Task description:
Look through the material below for "this". Copy every line that contains it.

--- start Records provided ---

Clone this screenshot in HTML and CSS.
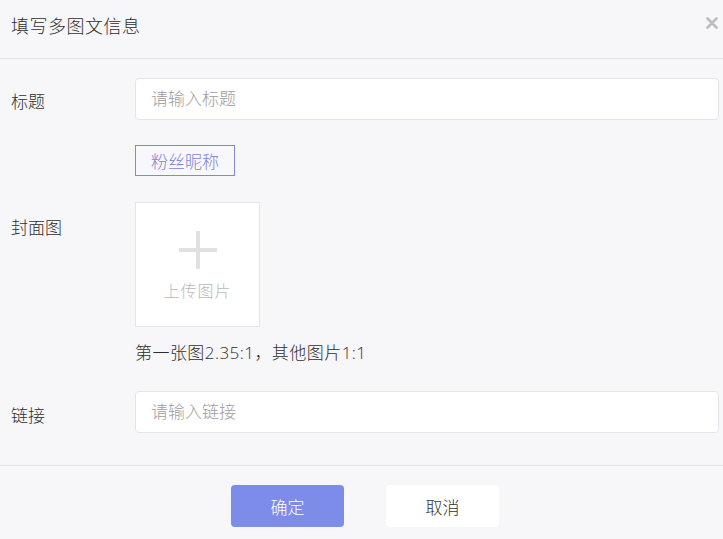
FILE: index.html
```html
<!DOCTYPE html>
<html lang="zh-CN">
<head>
<meta charset="utf-8">
<title>填写多图文信息</title>
<link rel="stylesheet" href="styles.css">
</head>
<body>
<div class="dialog">
  <div class="header">
    <div class="title">填写多图文信息</div>
    <svg class="close" width="12" height="12" viewBox="0 0 12 12"><path d="M1.5 1.5L10.5 10.5M10.5 1.5L1.5 10.5" stroke="#bdbdbd" stroke-width="2.6" stroke-linecap="round"/></svg>
  </div>
  <div class="body">
    <div class="row row-title">
      <div class="label">标题</div>
      <div class="field"><input class="input" placeholder="请输入标题"></div>
    </div>
    <div class="row row-tag">
      <div class="label"></div>
      <div class="field"><span class="tag">粉丝昵称</span></div>
    </div>
    <div class="row row-cover">
      <div class="label">封面图</div>
      <div class="field">
        <div class="upload">
          <svg class="plus" width="38" height="38" viewBox="0 0 38 38"><path d="M19 0V38M0 19H38" stroke="#e1e1e3" stroke-width="4"/></svg>
          <div class="upload-text">上传图片</div>
        </div>
        <div class="hint">第一张图2.35:1，其他图片1:1</div>
      </div>
    </div>
    <div class="row row-link">
      <div class="label">链接</div>
      <div class="field"><input class="input" placeholder="请输入链接"></div>
    </div>
  </div>
  <div class="footer">
    <button class="btn btn-primary">确定</button>
    <button class="btn btn-default">取消</button>
  </div>
</div>
</body>
</html>
```
FILE: styles.css
```css
* { box-sizing: border-box; }
html, body { margin: 0; padding: 0; }
body {
  background: #f7f6f8;
  font-family: "Open Sans", "Noto Sans CJK SC", "Noto Sans", sans-serif;
  font-weight: 300;
  color: #333;
}
.dialog { width: 723px; height: 539px; display: flex; flex-direction: column; }
.header {
  height: 59px;
  border-bottom: 1px solid #e4e3e6;
  display: flex;
  align-items: center;
  justify-content: space-between;
  padding: 0 5px 6px 11px;
}
.title { font-size: 18px; line-height: 24px; color: #2e2e2e; letter-spacing: 0.5px; }
.close { margin-top: -6px; }
.body { padding: 19px 4px 0 11px; }
.row { display: grid; grid-template-columns: 124px 1fr; align-items: start; }
.label { font-size: 17px; line-height: 20px; color: #2e2e2e; }
.row-title .label { padding-top: 14px; }
.row-tag { margin-top: 25px; }
.row-cover { margin-top: 26px; }
.row-cover .label { padding-top: 16px; }
.row-link { margin-top: 28px; }
.row-link .label { padding-top: 15px; }
.input {
  width: 100%;
  height: 42px;
  border: 1px solid #e5e4e8;
  border-radius: 4px;
  background: #fff;
  padding: 0 15px 2px;
  font-family: inherit;
  font-weight: 300;
  font-size: 17px;
  color: #333;
  outline: none;
}
.input::placeholder { color: #9c9c9e; }
.tag {
  display: inline-flex;
  align-items: center;
  justify-content: center;
  width: 100px;
  height: 31px;
  border: 1px solid #8089d8;
  color: #7b84d4;
  font-size: 17px;
  background: #f8f7fb;
}
.upload {
  width: 125px;
  height: 125px;
  background: #fff;
  border: 1px solid #e6e5e9;
  display: flex;
  flex-direction: column;
  align-items: center;
  padding-top: 28px;
}
.upload-text { margin-top: 12px; font-size: 16px; line-height: 20px; color: #b8b8b8; letter-spacing: 1px; }
.hint { margin-top: 16px; font-size: 17px; line-height: 20px; color: #2e2e2e; letter-spacing: 0.45px; }
.footer {
  margin-top: 32px;
  border-top: 1px solid #e4e3e6;
  display: flex;
  justify-content: center;
  gap: 42px;
  padding: 19px 0 0 7px;
}
.btn {
  width: 113px;
  height: 42px;
  border: none;
  border-radius: 4px;
  font-family: inherit;
  font-weight: 300;
  font-size: 17px;
}
.btn-primary { background: #7d8ce9; color: #fff; }
.btn-default { background: #fff; color: #333; }
```
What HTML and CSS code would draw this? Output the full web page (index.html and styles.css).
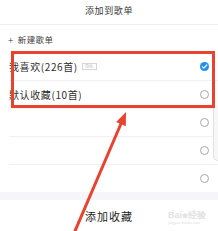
FILE: index.html
```html
<!DOCTYPE html>
<html lang="zh">
<head>
<meta charset="utf-8">
<link rel="stylesheet" href="styles.css">
</head>
<body>
<div class="sheet">
  <div class="header">添加到歌单</div>
  <div class="new"><span class="plus">+</span><span>新建歌单</span></div>
  <div class="list">
    <div class="row"><span class="name">我喜欢(226首)</span><span class="tag">隐私</span><span class="check on"><svg width="9" height="9" viewBox="0 0 9 9"><path d="M2.3 4.6 L3.9 6.1 L6.8 3" fill="none" stroke="#fff" stroke-width="1.2" stroke-linecap="round" stroke-linejoin="round"/></svg></span></div>
    <div class="row"><span class="name">默认收藏(10首)</span><span class="check"></span></div>
    <div class="row"><span class="name"></span><span class="check"></span></div>
    <div class="row"><span class="name"></span><span class="check"></span></div>
    <div class="row last"><span class="name"></span><span class="check"></span></div>
  </div>
  <div class="band"></div>
  <div class="footer">添加收藏</div>
</div>
<div class="scroll"></div>
<div class="highlight"></div>
<div class="watermark"><span class="wm1">Bai<span class="paw">❀</span>经验</span><span class="wm2">jingyan.baidu.com</span></div>
<svg class="arrow" width="218" height="231" viewBox="0 0 218 231">
  <line x1="72" y1="238" x2="121.5" y2="122.5" stroke="#e8432f" stroke-width="3"/>
  <polygon points="126,112 125.8,126.2 116.2,122.1" fill="#e8432f"/>
</svg>
</body>
</html>
```
FILE: styles.css
```css
html, body {
  margin: 0;
  padding: 0;
}
body {
  width: 218px;
  height: 231px;
  overflow: hidden;
  background: #fff;
  font-family: "Noto Sans CJK SC", "Noto Sans", sans-serif;
  color: #333;
  position: relative;
}
.sheet {
  display: flex;
  flex-direction: column;
}
.header {
  height: 24px;
  line-height: 22px;
  text-align: center;
  font-size: 9px;
  letter-spacing: 0.6px;
  color: #3a3a3a;
  border-bottom: 1px solid #efeff1;
}
.new {
  height: 28px;
  display: flex;
  align-items: center;
  padding-left: 8px;
  font-size: 8.5px;
  letter-spacing: 0.4px;
  color: #3a3a3a;
  gap: 4px;
}
.plus {
  font-size: 10px;
  font-weight: 300;
  color: #3a3a3a;
}
.list {
  display: flex;
  flex-direction: column;
}
.row {
  height: 27px;
  margin-left: 9px;
  border-bottom: 1px solid #f1f1f3;
  display: flex;
  align-items: center;
  padding-right: 9px;
  font-size: 10px;
  letter-spacing: 0.6px;
  color: #2e2e2e;
}
.row.last {
  border-bottom: none;
}
.name {
  white-space: nowrap;
}
.tag {
  margin-left: 4px;
  height: 5px;
  width: 13px;
  border: 0.5px solid #d6d6d6;
  font-size: 4px;
  line-height: 5px;
  color: #c4c4c4;
  text-align: center;
  letter-spacing: 0;
  overflow: hidden;
}
.check {
  margin-left: auto;
  width: 9px;
  height: 9px;
  box-sizing: border-box;
  border: 1px solid #a8a8ac;
  border-radius: 50%;
  display: flex;
  align-items: center;
  justify-content: center;
}
.check.on {
  border: none;
  background: #1f8ff0;
}
.check svg {
  display: block;
}
.band {
  height: 8px;
  background: #f6f6f8;
}
.footer {
  height: 31px;
  line-height: 33px;
  text-align: center;
  font-size: 11px;
  letter-spacing: 1px;
  color: #222;
}
.scroll {
  position: absolute;
  left: 213px;
  top: 106px;
  width: 8px;
  height: 54px;
  background: #f7f7f8;
  border-left: 1px solid #e2e2e4;
  border-bottom: 1px solid #e2e2e4;
  border-bottom-left-radius: 5px;
}
.highlight {
  position: absolute;
  left: 11px;
  top: 51px;
  width: 204px;
  height: 57px;
  box-sizing: border-box;
  border: 3px solid #e8432f;
}
.watermark {
  position: absolute;
  left: 168px;
  top: 211px;
  display: flex;
  flex-direction: column;
  font-family: "Liberation Sans", sans-serif;
  color: #e2e2e2;
  line-height: 1;
}
.wm1 {
  font-size: 9px;
  font-weight: bold;
}
.paw {
  font-size: 7px;
}
.wm2 {
  font-size: 4px;
  margin-top: 1px;
}
.arrow {
  position: absolute;
  left: 0;
  top: 0;
}
```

--- end Records provided ---

Solution to the exercise:
Clone this screenshot in HTML and CSS.
What HTML and CSS code would draw this? Output the full web page (index.html and styles.css).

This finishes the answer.